Easy Livin' - Enterprise's Lumberjack Pipeline to Expand Haynesville Gas Takeaway

The Texas natural gas market is rapidly evolving, in large part due to burgeoning Permian production but also due to gas production gains in East Texas driven by strong returns on new wells in the Haynesville and Cotton Valley plays. Most of this supply growth is looking to make its way to the Gulf Coast, where close to 5 Bcf/d of LNG export capacity is operational and plenty more is under construction. The combination of fast-rising supply and demand is straining the existing gas pipeline infrastructure across Texas, creating the need for more capacity. The Permian has been grabbing the headlines for its extreme takeaway constraints and depressed, even negative supply-area prices, and all eyes are trained on the announced pipeline projects that will eventually provide relief to the region. But pipeline constraints also are developing between the Haynesville and the Texas coast. Today, we discuss the latest solution for the intensifying Haynesville-area supply congestion.

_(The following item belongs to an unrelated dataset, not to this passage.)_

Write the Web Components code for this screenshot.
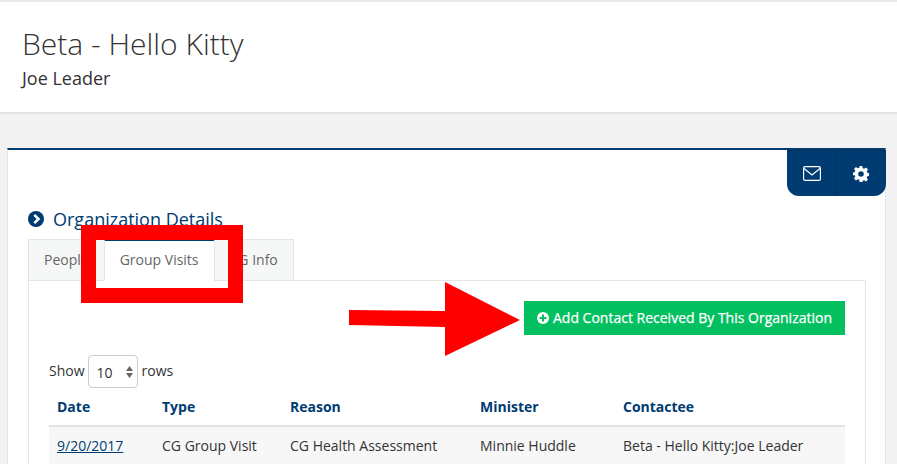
<!DOCTYPE html>
<html>
<head>
<meta charset="utf-8">
<title>Beta - Hello Kitty</title>
<style>
    html, body {
        margin: 0;
        height: 464px;
        overflow: hidden;
        background: #f3f3f3;
        font-family: "Open Sans", sans-serif;
        color: #333;
    }
</style>
</head>
<body>
<page-header heading="Beta - Hello Kitty" sub="Joe Leader"></page-header>
<org-panel>
    <org-tabs>
        <contact-bar></contact-bar>
        <rows-picker></rows-picker>
        <visit-table></visit-table>
    </org-tabs>
</org-panel>
<mark-up></mark-up>

<script>
class PageHeader extends HTMLElement {
    connectedCallback() {
        this.attachShadow({ mode: "open" });
        this.shadowRoot.innerHTML = `
            <style>
                :host {
                    display: block;
                    box-sizing: border-box;
                    height: 114px;
                    padding: 25px 22px 0;
                    background: #fff;
                    border-top: 2px solid #e9e9e9;
                    border-bottom: 2px solid #e4e4e4;
                }
                h1 {
                    margin: 0;
                    font-size: 30px;
                    line-height: 34px;
                    font-weight: 300;
                    color: #333;
                }
                p {
                    margin: 6px 0 0;
                    font-size: 18px;
                    line-height: 22px;
                    color: #333;
                }
            </style>
            <h1>${this.getAttribute("heading")}</h1>
            <p>${this.getAttribute("sub")}</p>
        `;
    }
}

class OrgPanel extends HTMLElement {
    connectedCallback() {
        this.attachShadow({ mode: "open" });
        this.shadowRoot.innerHTML = `
            <style>
                :host {
                    display: block;
                    box-sizing: border-box;
                    width: 879px;
                    height: 330px;
                    margin: 34px 0 0 7px;
                    padding: 0 19px 0 20px;
                    background: #fff;
                    border-top: 2px solid #003b71;
                    border-left: 1px solid #e6e6e6;
                    border-right: 1px solid #e6e6e6;
                    position: relative;
                }
                .tools {
                    position: absolute;
                    top: 0;
                    right: -1px;
                    display: flex;
                    width: 99px;
                    height: 46px;
                    background: #003b71;
                    border-radius: 0 0 12px 12px;
                    border-top: 1px solid #00305c;
                    box-sizing: border-box;
                }
                .tools div {
                    flex: 1;
                    display: flex;
                    align-items: center;
                    justify-content: center;
                }
                .tools div + div {
                    border-left: 1px solid #00305c;
                }
                h2 {
                    display: flex;
                    align-items: center;
                    gap: 9px;
                    margin: 0 0 5px;
                    padding-top: 54px;
                    height: 30px;
                    font-size: 18px;
                    line-height: 22px;
                    font-weight: 400;
                    color: #003b71;
                }
            </style>
            <div class="tools">
                <div>
                    <svg width="18" height="15" viewBox="0 0 18 15" fill="none" stroke="#fff" stroke-width="1.2">
                        <rect x="0.6" y="0.6" width="16.8" height="13.8" rx="1.5"/>
                        <path d="M1 2.5 L9 9 L17 2.5"/>
                    </svg>
                </div>
                <div>
                    <svg width="16" height="16" viewBox="0 0 24 24" fill="#fff" style="margin-right:1px">
                        <path fill-rule="evenodd" d="M10 0h4l.7 3.4 2 .8 2.9-1.9 2.9 2.9-1.9 2.9.8 2 3.4.7v4l-3.4.7-.8 2 1.9 2.9-2.9 2.9-2.9-1.9-2 .8L14 24h-4l-.7-3.4-2-.8-2.9 1.9-2.9-2.9 1.9-2.9-.8-2L-.8 14v-4l3.4-.7.8-2L1.5 4.4l2.9-2.9 2.9 1.9 2-.8zM12 7.8a4.2 4.2 0 1 0 0 8.4 4.2 4.2 0 0 0 0-8.4z"/>
                    </svg>
                </div>
            </div>
            <h2>
                <svg width="16" height="16" viewBox="0 0 16 16">
                    <circle cx="8" cy="8" r="8" fill="#003b71"/>
                    <path d="M6.3 3.8 L10.5 8 L6.3 12.2" fill="none" stroke="#fff" stroke-width="2.6"/>
                </svg>
                Organization Details
            </h2>
            <slot></slot>
        `;
    }
}

class OrgTabs extends HTMLElement {
    connectedCallback() {
        this.attachShadow({ mode: "open" });
        this.shadowRoot.innerHTML = `
            <style>
                :host {
                    display: block;
                }
                ul {
                    display: flex;
                    margin: 0;
                    padding: 0;
                    list-style: none;
                    height: 42px;
                    position: relative;
                    z-index: 0;
                }
                li {
                    box-sizing: border-box;
                    height: 42px;
                    padding: 0 15px;
                    font-size: 14px;
                    line-height: 40px;
                    color: #666;
                    background: #f6f7f7;
                    border: 1px solid #e4e6e6;
                    margin-right: -1px;
                }
                li.on {
                    background: #fff;
                    border-top: 2px solid #003b71;
                    border-bottom: 1px solid #fff;
                    line-height: 38px;
                }
                .body {
                    box-sizing: border-box;
                    margin-top: -1px;
                    padding: 20px 20px 0;
                    height: 200px;
                    border: 1px solid #e4e6e6;
                }
            </style>
            <ul>
                <li>People</li>
                <li class="on">Group Visits</li>
                <li>CG Info</li>
            </ul>
            <div class="body"><slot></slot></div>
        `;
    }
}

class ContactBar extends HTMLElement {
    connectedCallback() {
        this.attachShadow({ mode: "open" });
        this.shadowRoot.innerHTML = `
            <style>
                :host {
                    display: flex;
                    justify-content: flex-end;
                }
                button {
                    display: flex;
                    align-items: center;
                    gap: 4px;
                    box-sizing: border-box;
                    width: 321px;
                    height: 34px;
                    padding: 0 0 1px 13px;
                    border: 0;
                    background: #02c05f;
                    color: #fff;
                    font: 400 14px "Open Sans", sans-serif;
                    -webkit-text-stroke: 0.25px #fff;
                }
            </style>
            <button>
                <svg width="12" height="12" viewBox="0 0 12 12">
                    <circle cx="6" cy="6" r="6" fill="#fff"/>
                    <path d="M6 2.6 V9.4 M2.6 6 H9.4" stroke="#02c05f" stroke-width="2"/>
                </svg>
                Add Contact Received By This Organization
            </button>
        `;
    }
}

class RowsPicker extends HTMLElement {
    connectedCallback() {
        this.attachShadow({ mode: "open" });
        this.shadowRoot.innerHTML = `
            <style>
                :host {
                    display: flex;
                    align-items: center;
                    margin-top: 20px;
                    height: 33px;
                    font-size: 14px;
                    color: #333;
                }
                .label {
                    padding-bottom: 2px;
                }
                .box {
                    display: flex;
                    align-items: center;
                    justify-content: space-between;
                    box-sizing: border-box;
                    width: 50px;
                    height: 33px;
                    margin: 0 4px 0 3px;
                    padding: 1px 4px 0 8px;
                    border: 1px solid #ccc;
                    border-radius: 4px;
                    font-size: 14px;
                    background: #fff;
                }
            </style>
            <span class="label">Show</span>
            <div class="box">
                <span>10</span>
                <svg width="7" height="12" viewBox="0 0 7 12" fill="#666">
                    <path d="M3.5 0 L7 5 H0 Z M3.5 12 L0 7 H7 Z"/>
                </svg>
            </div>
            <span class="label">rows</span>
        `;
    }
}

class VisitTable extends HTMLElement {
    connectedCallback() {
        this.attachShadow({ mode: "open" });
        this.shadowRoot.innerHTML = `
            <style>
                :host {
                    display: block;
                    margin-top: 4px;
                    font-size: 14px;
                }
                .row {
                    display: grid;
                    grid-template-columns: 105px 128px 190px 143px 1fr;
                    align-items: center;
                    padding-left: 8px;
                }
                .head {
                    height: 29px;
                    padding-bottom: 4px;
                    font-weight: 700;
                    color: #003b71;
                    border-bottom: 2px solid #e2e2e2;
                }
                .data {
                    height: 36px;
                    padding-bottom: 1px;
                    background: #f7f7f7;
                    border-bottom: 1px solid #e2e2e2;
                    color: #333;
                }
                a {
                    color: #003b71;
                    text-decoration: underline;
                }
            </style>
            <div class="row head">
                <span>Date</span>
                <span>Type</span>
                <span>Reason</span>
                <span>Minister</span>
                <span>Contactee</span>
            </div>
            <div class="row data">
                <a href="#">9/20/2017</a>
                <span>CG Group Visit</span>
                <span>CG Health Assessment</span>
                <span>Minnie Huddle</span>
                <span>Beta - Hello Kitty:Joe Leader</span>
            </div>
        `;
    }
}

// red annotations drawn over the screenshot
class MarkUp extends HTMLElement {
    connectedCallback() {
        this.attachShadow({ mode: "open" });
        this.shadowRoot.innerHTML = `
            <style>
                :host {
                    position: absolute;
                    inset: 0;
                    z-index: 5;
                    pointer-events: none;
                }
                .frame {
                    position: absolute;
                    left: 81px;
                    top: 225px;
                    width: 162px;
                    height: 78px;
                    box-sizing: border-box;
                    border: 15px solid #f00;
                }
                svg {
                    position: absolute;
                    left: 0;
                    top: 0;
                }
            </style>
            <div class="frame"></div>
            <svg width="897" height="464">
                <polygon fill="#f00" points="349,310 445,311 445,282 520,320 445,356 445,327 349,325"/>
            </svg>
        `;
    }
}

customElements.define("page-header", PageHeader);
customElements.define("org-panel", OrgPanel);
customElements.define("org-tabs", OrgTabs);
customElements.define("contact-bar", ContactBar);
customElements.define("rows-picker", RowsPicker);
customElements.define("visit-table", VisitTable);
customElements.define("mark-up", MarkUp);
</script>
</body>
</html>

While most of our recent blogs related to the Texas gas market have focused on the Permian, an interesting dynamic is also emerging on the other side of the state, in the gas fields of East Texas. As we discussed in What Are The Chances last August, after facing steep declines earlier this decade, gas production from the Greater Haynesville Shale producing region — including the Haynesville, Bossier and Cotton Valley formations that straddle northwestern Louisiana and East Texas — have raced higher over the past couple of years. The play has attracted renewed interest and focus from a new slate of players who have steadily improved drilling efficiencies and economics there. Unlike the Permian, where most of the gas production growth is being driven by volumes associated with oil drilling, East Texas production is being driven almost entirely by dry gas economics, which historically haven’t been attractive enough in the Haynesville at the kind of gas prices we’ve seen in the last few years — in the vicinity of $3/MMBtu. However, enhanced drilling techniques and a focus on the region’s “sweet spots” have spurred on Greater Haynesville production growth, with volumes climbing from less than 6 Bcf/d in late 2016 to about 10.5 Bcf/d in the past couple of months — surpassing the monthly average peak seen in late 2011 (maroon and blue layers combined in Figure 1). That includes the Texas side of the Haynesville (maroon layer), where volumes now top 3 Bcf/d, about 400 MMcf/d above their 2011 peak.